Der fertige Kaiserschmarrn, kombiniert mit der Frische der Mangos, wird begeistert probiert. Der Hauswirtschaftslehrerin der Juaben Senior High School schmeckt es so gut, dass sie das Rezept in ihren Unterricht integrieren möchte. Kaiserschmarrn vielleicht bald als neues ghanaisches Nationalgericht? Die einheimischen Lehrkräfte sind dieser scherzhaft gemeinten Idee scheinbar nicht abgeneigt.

Die deutschen Lehrkräfte stehen vor der spontanen Aufforderung, eine Geschichtsstunde auf Englisch zu halten. Diese ungewohnte Situation bringt so manche Herausforderungen mit sich: Fachbegriffe, die in ihrer eigenen Sprache vertraut sind, fehlen oft, aber die Lehrkräfte improvisieren gekonnt. Und sie gewinnen sogar kurzfristig neue Schüler: Ein neugieriges Huhn stattet dem Klassenzimmer einen kurzen Besuch ab.

Ein besonderes Ereignis ist eine große Veranstaltung mit traditionellen Tänzen. Die deutschen Gäste haben ihre Dirndl und Lederhosen mitgebracht und werden dazu aufgefordert, an den Tänzen teilzunehmen.

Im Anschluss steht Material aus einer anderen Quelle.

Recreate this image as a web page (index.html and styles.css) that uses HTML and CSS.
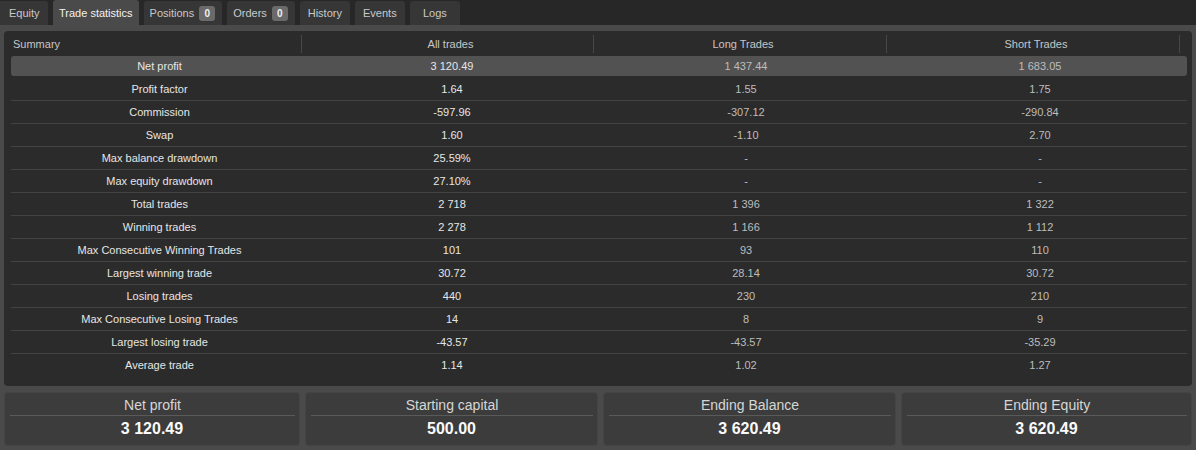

Ihre Darbietung wird mit begeisterten Anfeuerungsrufen und tosendem Applaus belohnt.

Nach einer Woche heißt es Abschied nehmen von der Juaben High School und die Schülergruppe macht sich auf, um in der zweiten Woche Ghana in seiner ganzen Vielfalt zu erkunden.

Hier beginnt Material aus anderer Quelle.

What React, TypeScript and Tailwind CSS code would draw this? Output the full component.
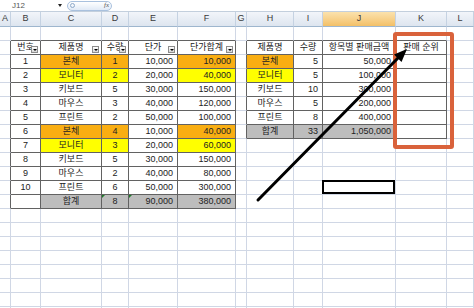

Busse und Insassen werden nicht nur von den holprigen Straßen Ghanas herausgefordert, die Gäste aus Deutschland sehen auch ein lebendiges Bild des Landes: Bunte Märkte, geschäftige Menschen und zahlreiche Tiere. Das größte Abenteuer erwartet die Reisenden, als der Bus kurz vor dem Hotel im Sand stecken bleibt. Gemeinsam mit Einheimischen gelingt es mit viel Teamgeist und Improvisationstalent, nach vier intensiven Stunden den Bus zu befreien und die Fahrt fortzusetzen. Dieser Zwischenfall wird die Gruppe ein Leben lang begleiten.

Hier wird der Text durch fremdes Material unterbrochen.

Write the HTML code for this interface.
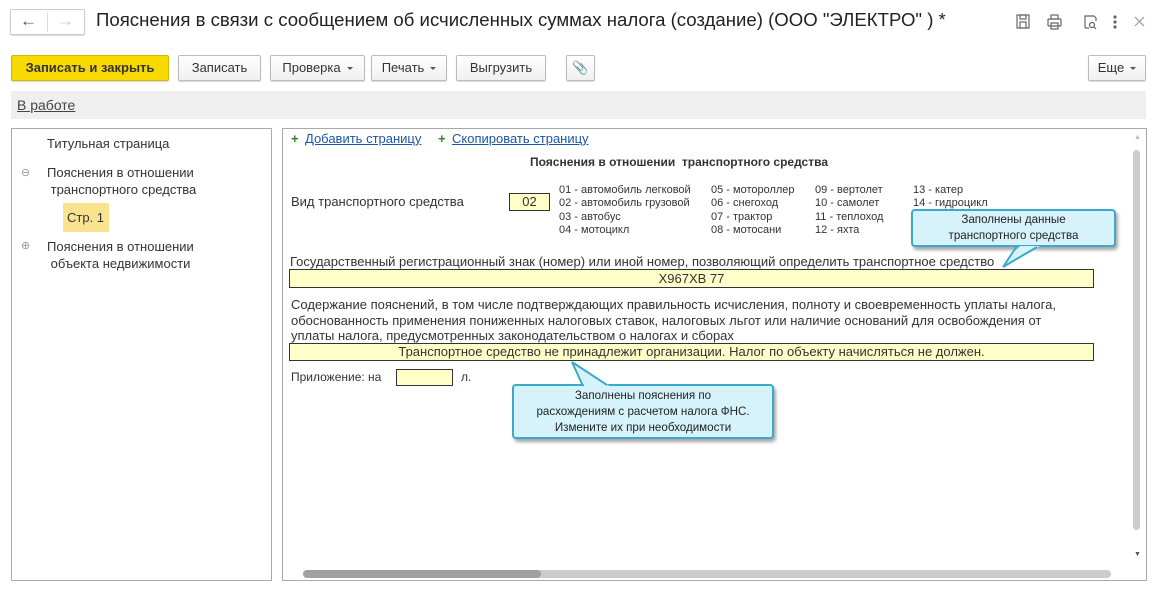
<!DOCTYPE html>
<html><head><meta charset="utf-8"><style>
*{box-sizing:border-box;margin:0;padding:0}
body{width:1163px;height:591px;background:#fff;font-family:"Liberation Sans",sans-serif;color:#333;position:relative;overflow:hidden;font-size:13px}
.a{position:absolute;white-space:nowrap}
.btn{position:absolute;top:55px;height:26px;border:1px solid #bbb;border-radius:2px;background:linear-gradient(#fff,#f0f0f0);font-size:13px;color:#333;text-align:center;line-height:24px;box-shadow:0 1px 1px rgba(0,0,0,.15)}
.car{display:inline-block;width:0;height:0;border-left:3px solid transparent;border-right:3px solid transparent;border-top:3px solid #555;vertical-align:middle;margin-left:6px}
.y{position:absolute;background:#fefec8;border:1px solid #333}
.c{font-size:11px;line-height:13.3px;color:#333}
.tip{position:absolute;background:#d6f3fb;border:2px solid #3ba9c8;border-radius:4px;box-shadow:2px 3px 3px rgba(0,0,0,.35);text-align:center;font-size:11.6px;color:#222;line-height:16px}
</style></head><body>
<div class="a" style="left:10px;top:9px;width:75px;height:26px;border:1px solid #ccc;border-radius:2px;box-shadow:0 1px 1px rgba(0,0,0,.15)"></div>
<div class="a" style="left:47px;top:12px;width:1px;height:20px;background:#ddd"></div>
<div class="a" style="left:20px;top:9px;font-size:17px;color:#555;line-height:24px">&#8592;</div>
<div class="a" style="left:57px;top:9px;font-size:17px;color:#ccc;line-height:24px">&#8594;</div>
<div class="a" style="left:96px;top:9px;font-size:18.6px;color:#222">Пояснения в связи с сообщением об исчисленных суммах налога (создание) (ООО "ЭЛЕКТРО" ) *</div>
<svg class="a" style="left:1015px;top:13px" width="130" height="18" fill="none" stroke="#666" stroke-width="1.2">
<rect x="2" y="2" width="12" height="13"/><rect x="5" y="2" width="6" height="4"/><rect x="5" y="9" width="6" height="6"/>
<rect x="33" y="6" width="13" height="7" rx="1"/><rect x="36" y="2" width="7" height="4"/><rect x="36" y="10" width="7" height="6"/>
<path d="M70 15V3h9l2 2v3M70 15h4"/><circle cx="77" cy="12" r="2.5"/><path d="M79 14l2 2"/>
<circle cx="100" cy="4" r="1" fill="#666"/><circle cx="100" cy="9" r="1" fill="#666"/><circle cx="100" cy="14" r="1" fill="#666"/>
<path d="M120 4l9 9M129 4l-9 9" stroke="#999"/></svg>
<div class="btn" style="left:11px;width:158px;background:#f7d900;border-color:#d4b800;font-weight:bold;color:#333">Записать и закрыть</div>
<div class="btn" style="left:178px;width:83px">Записать</div>
<div class="btn" style="left:270px;width:95px">Проверка<span class="car"></span></div>
<div class="btn" style="left:371px;width:76px">Печать<span class="car"></span></div>
<div class="btn" style="left:456px;width:90px">Выгрузить</div>
<div class="btn" style="left:566px;width:29px;color:#777">&#128206;</div>
<div class="btn" style="left:1088px;width:58px">Еще<span class="car"></span></div>
<div class="a" style="left:11px;top:91px;width:1135px;height:28px;background:#efefef"></div>
<div class="a" style="left:17px;top:97px;text-decoration:underline;font-size:14px;color:#444">В работе</div>
<div class="a" style="left:11px;top:128px;width:261px;height:453px;border:1px solid #aaa"></div>
<div class="a" style="left:47px;top:136px">Титульная страница</div>
<div class="a" style="left:21px;top:166px;color:#999;font-size:11px">&#8854;</div>
<div class="a" style="left:47px;top:164px;line-height:17px">Пояснения в отношении<br>&nbsp;транспортного средства</div>
<div class="a" style="left:63px;top:203px;width:46px;height:29px;background:#fae38e;line-height:29px;padding-left:4px">Стр. 1</div>
<div class="a" style="left:21px;top:239px;color:#999;font-size:11px">&#8853;</div>
<div class="a" style="left:47px;top:238px;line-height:17px">Пояснения в отношении<br>&nbsp;объекта недвижимости</div>
<div class="a" style="left:282px;top:128px;width:865px;height:453px;border:1px solid #aaa"></div>
<div class="a" style="left:291px;top:131px;color:#2a8a1f;font-weight:bold">+</div>
<div class="a" style="left:305px;top:131px;color:#1a56a8;text-decoration:underline">Добавить страницу</div>
<div class="a" style="left:438px;top:131px;color:#2a8a1f;font-weight:bold">+</div>
<div class="a" style="left:452px;top:131px;color:#1a56a8;text-decoration:underline">Скопировать страницу</div>
<div class="a" style="left:530px;top:155px;font-weight:bold;font-size:12px">Пояснения в отношении&nbsp; транспортного средства</div>
<div class="a" style="left:291px;top:194px">Вид транспортного средства</div>
<div class="y" style="left:509px;top:193px;width:41px;height:18px;text-align:center;line-height:16px">02</div>
<div class="a c" style="left:559px;top:184px">01 - автомобиль легковой<br>02 - автомобиль грузовой<br>03 - автобус<br>04 - мотоцикл</div>
<div class="a c" style="left:711px;top:184px">05 - мотороллер<br>06 - снегоход<br>07 - трактор<br>08 - мотосани</div>
<div class="a c" style="left:815px;top:184px">09 - вертолет<br>10 - самолет<br>11 - теплоход<br>12 - яхта</div>
<div class="a c" style="left:913px;top:184px">13 - катер<br>14 - гидроцикл</div>
<div class="a" style="left:290px;top:254px">Государственный регистрационный знак (номер) или иной номер, позволяющий определить транспортное средство</div>
<div class="y" style="left:289px;top:269px;width:805px;height:19px;text-align:center;line-height:17px">Х967ХВ 77</div>
<div class="a" style="left:291px;top:297px;line-height:15.5px">Содержание пояснений, в том числе подтверждающих правильность исчисления, полноту и своевременность уплаты налога,<br>обоснованность применения пониженных налоговых ставок, налоговых льгот или наличие оснований для освобождения от<br>уплаты налога, предусмотренных законодательством о налогах и сборах</div>
<div class="y" style="left:289px;top:343px;width:805px;height:18px;text-align:center;line-height:16px">Транспортное средство не принадлежит организации. Налог по объекту начисляться не должен.</div>
<div class="a" style="left:291px;top:370px;font-size:12px">Приложение: на</div>
<div class="y" style="left:396px;top:369px;width:57px;height:17px"></div>
<div class="a" style="left:461px;top:370px;font-size:12px">л.</div>
<div class="a" style="left:1133px;top:150px;width:7px;height:380px;background:#ccc;border-radius:4px"></div>
<div class="a" style="left:1134px;top:134px;font-size:7px;color:#bbb">&#9650;</div>
<div class="a" style="left:1134px;top:551px;font-size:7px;color:#555">&#9660;</div>
<div class="a" style="left:303px;top:570px;width:808px;height:8px;background:#ccc;border-radius:4px"></div>
<div class="a" style="left:303px;top:570px;width:238px;height:8px;background:#a0a0a0;border-radius:4px"></div>
<div class="tip" style="left:911px;top:209px;width:205px;height:38px;padding-top:1px">Заполнены данные<br>транспортного средства</div>
<svg class="a" style="left:995px;top:243px" width="50" height="25"><path d="M8 24L25 3h20z" fill="#d6f3fb"/><path d="M8 24L22 3M8 24L42 4" stroke="#3ba9c8" stroke-width="2" fill="none"/></svg>
<div class="tip" style="left:512px;top:384px;width:262px;height:55px;padding-top:2px">Заполнены пояснения по<br>расхождениям с расчетом налога ФНС.<br>Измените их при необходимости</div>
<svg class="a" style="left:565px;top:360px" width="50" height="28"><path d="M7 2L20 27h26z" fill="#d6f3fb"/><path d="M7 2L18 26M7 2L42 25" stroke="#3ba9c8" stroke-width="2" fill="none"/></svg>
</body></html>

Die anfängliche Skepsis der Jugendlichen gegenüber dem ghanaischen Essen weicht allmählich einer überraschenden Begeisterung. Vorsichtig entdecken sie die Vielfalt der ghanaischen Küche, die geprägt ist von intensiven Aromen. Gerichte wie Jollof Rice – ein würziges Reisgericht – sowie Yamswurzeln oder frittierte Kochbananen erweisen sich als überraschend schmackhaft, wenn man sich einmal darauf einlässt. Besonderen Anklang fanden die frischen Früchte wie Mangos, Bananen oder Kokosnüsse, deren Geschmack nicht zu vergleichen ist mit den Früchten, die man in Deutschland im Supermarkt kaufen kann.

Ein Blick in das Handwerk der Einheimischen offenbart die faszinierende Vielfalt und Kreativität des ghanaischen Alltags. Die traditionelle Palmölproduktion ist ein komplexer Prozess, bei dem die tiefroten Palmfrüchte in mühsamer Arbeit von Hand verwertet werden. Die Muschelernte im Delta des Flusses Volta gewährt Einblicke in die alltägliche Arbeit der Fischer. Besonders eindrucksvoll präsentiert sich die Bastmattenherstellung, bei der fleißige Hände aus Schilfrohr und Palmblättern kunstvolle Matten weben. Diese Handwerkskunst wird seit Generationen weitergegeben und ist ein unverzichtbarer Bestandteil des lokalen Lebens.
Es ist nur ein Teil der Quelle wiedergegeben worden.